▶ The input
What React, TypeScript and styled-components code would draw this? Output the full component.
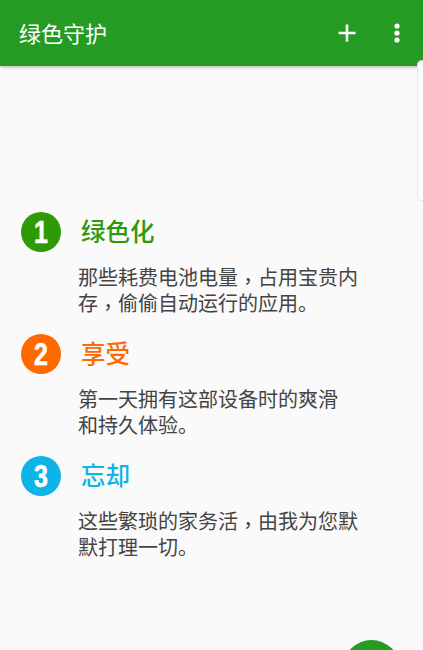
import { createGlobalStyle, styled } from 'styled-components';

const sections = [
  { id: 1, title: '绿色化', color: '#2f9a07', lines: [['那些耗费电池电量', '占用宝贵内'], ['存', '偷偷自动运行的应用。']] },
  { id: 2, title: '享受', color: '#ff6a00', lines: [['第一天拥有这部设备时的爽滑'], ['和持久体验。']] },
  { id: 3, title: '忘却', color: '#0db4e6', lines: [['这些繁琐的家务活', '由我为您默'], ['默打理一切。']] },
];

const App = () => (
  <Screen>
    <GlobalStyle />
    <AppBar>
      <Title>绿色守护</Title>
      <Actions>
        <svg width="18" height="18" viewBox="0 0 18 18">
          <path d="M9 0.5v17M0.5 9h17" stroke="#fff" strokeWidth="2.6" />
        </svg>
        <svg width="6" height="20" viewBox="0 0 6 20">
          <circle cx="3" cy="3" r="2.6" fill="#fff" />
          <circle cx="3" cy="10" r="2.6" fill="#fff" />
          <circle cx="3" cy="17" r="2.6" fill="#fff" />
        </svg>
      </Actions>
    </AppBar>
    <EdgeHandle />
    <Content>
      {sections.map(section => (
        <Section key={section.id}>
          <SectionHead>
            <Badge $color={section.color}>
              <BadgeNumber>{section.id}</BadgeNumber>
            </Badge>
            <SectionTitle $color={section.color}>{section.title}</SectionTitle>
          </SectionHead>
          <Body>
            {section.lines.map(parts => (
              <BodyLine key={parts[0]}>
                {parts.map((part, index) => (
                  <span key={part}>
                    {index > 0 && <Comma>，</Comma>}
                    {part}
                  </span>
                ))}
              </BodyLine>
            ))}
          </Body>
        </Section>
      ))}
    </Content>
    <Fab />
  </Screen>
);

export default App;

const GlobalStyle = createGlobalStyle`
  html, body {
    margin: 0;
    padding: 0;
    background: #fafafa;
  }
`;

const Screen = styled.div`
  position: relative;
  width: 423px;
  height: 650px;
  overflow: hidden;
  background: #fafafa;
  font-family: 'Noto Sans CJK SC', 'Roboto', sans-serif;
`;

const AppBar = styled.header`
  display: flex;
  align-items: center;
  justify-content: space-between;
  box-sizing: border-box;
  height: 66px;
  padding: 0 23px 0 19px;
  background: #259b24;
  box-shadow: 0 1px 3px rgba(0, 0, 0, 0.3);
`;

const Title = styled.h1`
  margin: 0 0 2px;
  font-size: 22px;
  font-weight: 400;
  color: #fff;
`;

const Actions = styled.div`
  display: flex;
  gap: 38px;
  align-items: center;
`;

const EdgeHandle = styled.div`
  position: absolute;
  top: 60px;
  right: -8px;
  width: 12px;
  height: 139px;
  border: 1px solid #e4e4e4;
  border-top-color: #c4dcc4;
  border-radius: 5px;
  background: #fbfbfb;
`;

const Content = styled.main`
  display: flex;
  flex-direction: column;
  gap: 18px;
  padding: 146px 0 0 21px;
`;

const Section = styled.section`
  display: flex;
  flex-direction: column;
  gap: 12px;
`;

const SectionHead = styled.div`
  display: flex;
  align-items: center;
  gap: 20px;
`;

const Badge = styled.div<{ $color: string }>`
  display: flex;
  align-items: center;
  justify-content: center;
  width: 40px;
  height: 40px;
  border-radius: 50%;
  background: ${({ $color }) => $color};
`;

const BadgeNumber = styled.span`
  display: inline-block;
  font-family: 'Liberation Sans', sans-serif;
  font-size: 32px;
  font-weight: 700;
  line-height: 1;
  color: #fff;
  transform: scaleX(0.78);
  -webkit-text-stroke: 0.6px #fff;
`;

const SectionTitle = styled.h2<{ $color: string }>`
  margin: 0 0 3px;
  font-size: 24.5px;
  font-weight: 500;
  line-height: 34px;
  color: ${({ $color }) => $color};
`;

const Body = styled.div`
  margin-left: 57px;
  font-size: 20px;
  line-height: 26px;
  color: #444;
`;

const BodyLine = styled.div`
  white-space: nowrap;
`;

const Comma = styled.span`
  display: inline-block;
  font-family: 'Noto Sans CJK TC', sans-serif;
  transform: translateY(4px);
`;

const Fab = styled.div`
  position: absolute;
  top: 640px;
  left: 343px;
  width: 57px;
  height: 57px;
  border-radius: 50%;
  background: #259b24;
`;
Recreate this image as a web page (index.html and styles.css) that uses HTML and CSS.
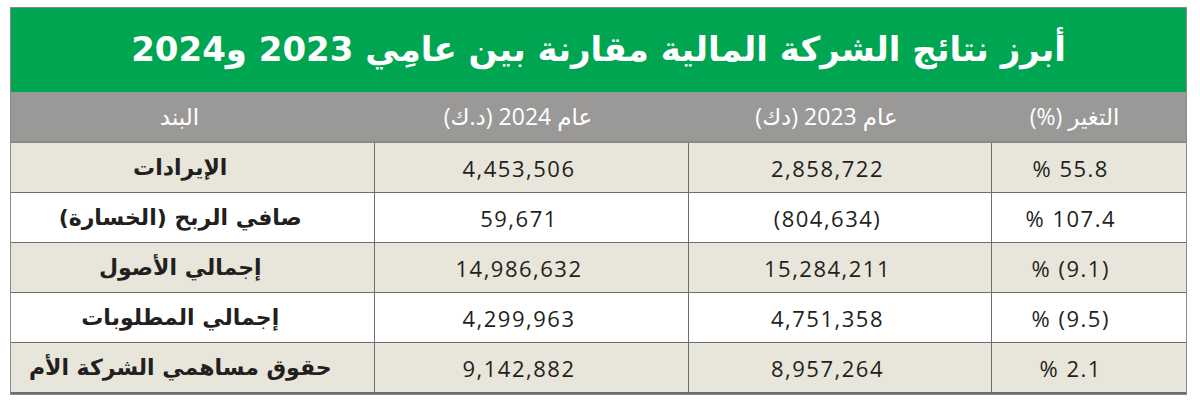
FILE: index.html
```html
<!DOCTYPE html>
<html lang="ar" dir="rtl">
<head>
<meta charset="utf-8">
<link rel="stylesheet" href="styles.css">
</head>
<body>
<div class="card">
  <h1 class="title">أبرز نتائج الشركة المالية مقارنة بين عامِي 2023 و2024</h1>
  <table class="results">
    <colgroup>
      <col class="c-change"><col class="c-y23"><col class="c-y24"><col class="c-item">
    </colgroup>
    <thead>
      <tr>
        <th>التغير (%)</th>
        <th>عام 2023 (دك)</th>
        <th>عام 2024 (د.ك)</th>
        <th>البند</th>
      </tr>
    </thead>
    <tbody>
      <tr class="shade">
        <td class="num">% 55.8</td><td class="num">2,858,722</td><td class="num">4,453,506</td><td class="label">الإيرادات</td>
      </tr>
      <tr>
        <td class="num">% 107.4</td><td class="num">(804,634)</td><td class="num">59,671</td><td class="label">صافي الربح (الخسارة)</td>
      </tr>
      <tr class="shade">
        <td class="num">% (9.1)</td><td class="num">15,284,211</td><td class="num">14,986,632</td><td class="label">إجمالي الأصول</td>
      </tr>
      <tr>
        <td class="num">% (9.5)</td><td class="num">4,751,358</td><td class="num">4,299,963</td><td class="label">إجمالي المطلوبات</td>
      </tr>
      <tr class="shade">
        <td class="num">% 2.1</td><td class="num">8,957,264</td><td class="num">9,142,882</td><td class="label">حقوق مساهمي الشركة الأم</td>
      </tr>
    </tbody>
  </table>
</div>
</body>
</html>
```

FILE: styles.css
```css
html, body {
  margin: 0;
  padding: 0;
  background: #ffffff;
}
body {
  padding: 7px 13px 0 10px;
  font-family: "DejaVu Sans", "Noto Sans", sans-serif;
}
.card {
  width: 1177px;
  border: 1px solid #8a8a8a;
  box-sizing: border-box;
}
.title {
  margin: 0;
  height: 84px;
  background: #00a551;
  color: #ffffff;
  font-size: 34px;
  font-weight: bold;
  display: flex;
  align-items: center;
  justify-content: center;
  padding-bottom: 2px;
  box-sizing: border-box;
}
.results {
  width: 100%;
  border-collapse: collapse;
  table-layout: fixed;
}
.c-change { width: 195px; }
.c-y23 { width: 303px; }
.c-y24 { width: 314px; }
.c-item { width: auto; }
.results th {
  background: #9a9997;
  color: #ffffff;
  font-weight: normal;
  font-size: 23px;
  height: 47px;
  padding: 0 26px 2px 0;
  text-align: center;
  font-family: "Open Sans", "DejaVu Sans", sans-serif;
  border-bottom: 2px solid #8a8a8a;
}
.results th:first-child { padding-right: 28px; }
.results td {
  height: 49px;
  padding: 0 24px 0 0;
  text-align: center;
  border: 1px solid #6e6e6e;
  color: #231f20;
}
.results tr:last-child td { border-bottom: 2px solid #6e6e6e; }
.results td:first-child { border-right: none; padding-right: 36px; }
.results td:last-child { border-left: none; }
.results tr.shade td { background: #e8e5da; }
.num {
  font-family: "Open Sans", sans-serif;
  font-size: 22px;
  letter-spacing: 1.5px;
  direction: ltr;
}
.label {
  font-weight: bold;
  font-size: 22px;
}
```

▶ Given problem
Images do not belong in the copy; reproduce all other parts of the records above verbatim.

▶ Answer to this problem
What React, TypeScript and styled-components code would draw this? Output the full component.
import { createGlobalStyle, styled } from 'styled-components';

const sections = [
  { id: 1, title: '绿色化', color: '#2f9a07', lines: [['那些耗费电池电量', '占用宝贵内'], ['存', '偷偷自动运行的应用。']] },
  { id: 2, title: '享受', color: '#ff6a00', lines: [['第一天拥有这部设备时的爽滑'], ['和持久体验。']] },
  { id: 3, title: '忘却', color: '#0db4e6', lines: [['这些繁琐的家务活', '由我为您默'], ['默打理一切。']] },
];

const App = () => (
  <Screen>
    <GlobalStyle />
    <AppBar>
      <Title>绿色守护</Title>
      <Actions>
        <svg width="18" height="18" viewBox="0 0 18 18">
          <path d="M9 0.5v17M0.5 9h17" stroke="#fff" strokeWidth="2.6" />
        </svg>
        <svg width="6" height="20" viewBox="0 0 6 20">
          <circle cx="3" cy="3" r="2.6" fill="#fff" />
          <circle cx="3" cy="10" r="2.6" fill="#fff" />
          <circle cx="3" cy="17" r="2.6" fill="#fff" />
        </svg>
      </Actions>
    </AppBar>
    <EdgeHandle />
    <Content>
      {sections.map(section => (
        <Section key={section.id}>
          <SectionHead>
            <Badge $color={section.color}>
              <BadgeNumber>{section.id}</BadgeNumber>
            </Badge>
            <SectionTitle $color={section.color}>{section.title}</SectionTitle>
          </SectionHead>
          <Body>
            {section.lines.map(parts => (
              <BodyLine key={parts[0]}>
                {parts.map((part, index) => (
                  <span key={part}>
                    {index > 0 && <Comma>，</Comma>}
                    {part}
                  </span>
                ))}
              </BodyLine>
            ))}
          </Body>
        </Section>
      ))}
    </Content>
    <Fab />
  </Screen>
);

export default App;

const GlobalStyle = createGlobalStyle`
  html, body {
    margin: 0;
    padding: 0;
    background: #fafafa;
  }
`;

const Screen = styled.div`
  position: relative;
  width: 423px;
  height: 650px;
  overflow: hidden;
  background: #fafafa;
  font-family: 'Noto Sans CJK SC', 'Roboto', sans-serif;
`;

const AppBar = styled.header`
  display: flex;
  align-items: center;
  justify-content: space-between;
  box-sizing: border-box;
  height: 66px;
  padding: 0 23px 0 19px;
  background: #259b24;
  box-shadow: 0 1px 3px rgba(0, 0, 0, 0.3);
`;

const Title = styled.h1`
  margin: 0 0 2px;
  font-size: 22px;
  font-weight: 400;
  color: #fff;
`;

const Actions = styled.div`
  display: flex;
  gap: 38px;
  align-items: center;
`;

const EdgeHandle = styled.div`
  position: absolute;
  top: 60px;
  right: -8px;
  width: 12px;
  height: 139px;
  border: 1px solid #e4e4e4;
  border-top-color: #c4dcc4;
  border-radius: 5px;
  background: #fbfbfb;
`;

const Content = styled.main`
  display: flex;
  flex-direction: column;
  gap: 18px;
  padding: 146px 0 0 21px;
`;

const Section = styled.section`
  display: flex;
  flex-direction: column;
  gap: 12px;
`;

const SectionHead = styled.div`
  display: flex;
  align-items: center;
  gap: 20px;
`;

const Badge = styled.div<{ $color: string }>`
  display: flex;
  align-items: center;
  justify-content: center;
  width: 40px;
  height: 40px;
  border-radius: 50%;
  background: ${({ $color }) => $color};
`;

const BadgeNumber = styled.span`
  display: inline-block;
  font-family: 'Liberation Sans', sans-serif;
  font-size: 32px;
  font-weight: 700;
  line-height: 1;
  color: #fff;
  transform: scaleX(0.78);
  -webkit-text-stroke: 0.6px #fff;
`;

const SectionTitle = styled.h2<{ $color: string }>`
  margin: 0 0 3px;
  font-size: 24.5px;
  font-weight: 500;
  line-height: 34px;
  color: ${({ $color }) => $color};
`;

const Body = styled.div`
  margin-left: 57px;
  font-size: 20px;
  line-height: 26px;
  color: #444;
`;

const BodyLine = styled.div`
  white-space: nowrap;
`;

const Comma = styled.span`
  display: inline-block;
  font-family: 'Noto Sans CJK TC', sans-serif;
  transform: translateY(4px);
`;

const Fab = styled.div`
  position: absolute;
  top: 640px;
  left: 343px;
  width: 57px;
  height: 57px;
  border-radius: 50%;
  background: #259b24;
`;
Recreate this image as a web page (index.html and styles.css) that uses HTML and CSS.
FILE: index.html
```html
<!DOCTYPE html>
<html lang="ar" dir="rtl">
<head>
<meta charset="utf-8">
<link rel="stylesheet" href="styles.css">
</head>
<body>
<div class="card">
  <h1 class="title">أبرز نتائج الشركة المالية مقارنة بين عامِي 2023 و2024</h1>
  <table class="results">
    <colgroup>
      <col class="c-change"><col class="c-y23"><col class="c-y24"><col class="c-item">
    </colgroup>
    <thead>
      <tr>
        <th>التغير (%)</th>
        <th>عام 2023 (دك)</th>
        <th>عام 2024 (د.ك)</th>
        <th>البند</th>
      </tr>
    </thead>
    <tbody>
      <tr class="shade">
        <td class="num">% 55.8</td><td class="num">2,858,722</td><td class="num">4,453,506</td><td class="label">الإيرادات</td>
      </tr>
      <tr>
        <td class="num">% 107.4</td><td class="num">(804,634)</td><td class="num">59,671</td><td class="label">صافي الربح (الخسارة)</td>
      </tr>
      <tr class="shade">
        <td class="num">% (9.1)</td><td class="num">15,284,211</td><td class="num">14,986,632</td><td class="label">إجمالي الأصول</td>
      </tr>
      <tr>
        <td class="num">% (9.5)</td><td class="num">4,751,358</td><td class="num">4,299,963</td><td class="label">إجمالي المطلوبات</td>
      </tr>
      <tr class="shade">
        <td class="num">% 2.1</td><td class="num">8,957,264</td><td class="num">9,142,882</td><td class="label">حقوق مساهمي الشركة الأم</td>
      </tr>
    </tbody>
  </table>
</div>
</body>
</html>
```

FILE: styles.css
```css
html, body {
  margin: 0;
  padding: 0;
  background: #ffffff;
}
body {
  padding: 7px 13px 0 10px;
  font-family: "DejaVu Sans", "Noto Sans", sans-serif;
}
.card {
  width: 1177px;
  border: 1px solid #8a8a8a;
  box-sizing: border-box;
}
.title {
  margin: 0;
  height: 84px;
  background: #00a551;
  color: #ffffff;
  font-size: 34px;
  font-weight: bold;
  display: flex;
  align-items: center;
  justify-content: center;
  padding-bottom: 2px;
  box-sizing: border-box;
}
.results {
  width: 100%;
  border-collapse: collapse;
  table-layout: fixed;
}
.c-change { width: 195px; }
.c-y23 { width: 303px; }
.c-y24 { width: 314px; }
.c-item { width: auto; }
.results th {
  background: #9a9997;
  color: #ffffff;
  font-weight: normal;
  font-size: 23px;
  height: 47px;
  padding: 0 26px 2px 0;
  text-align: center;
  font-family: "Open Sans", "DejaVu Sans", sans-serif;
  border-bottom: 2px solid #8a8a8a;
}
.results th:first-child { padding-right: 28px; }
.results td {
  height: 49px;
  padding: 0 24px 0 0;
  text-align: center;
  border: 1px solid #6e6e6e;
  color: #231f20;
}
.results tr:last-child td { border-bottom: 2px solid #6e6e6e; }
.results td:first-child { border-right: none; padding-right: 36px; }
.results td:last-child { border-left: none; }
.results tr.shade td { background: #e8e5da; }
.num {
  font-family: "Open Sans", sans-serif;
  font-size: 22px;
  letter-spacing: 1.5px;
  direction: ltr;
}
.label {
  font-weight: bold;
  font-size: 22px;
}
```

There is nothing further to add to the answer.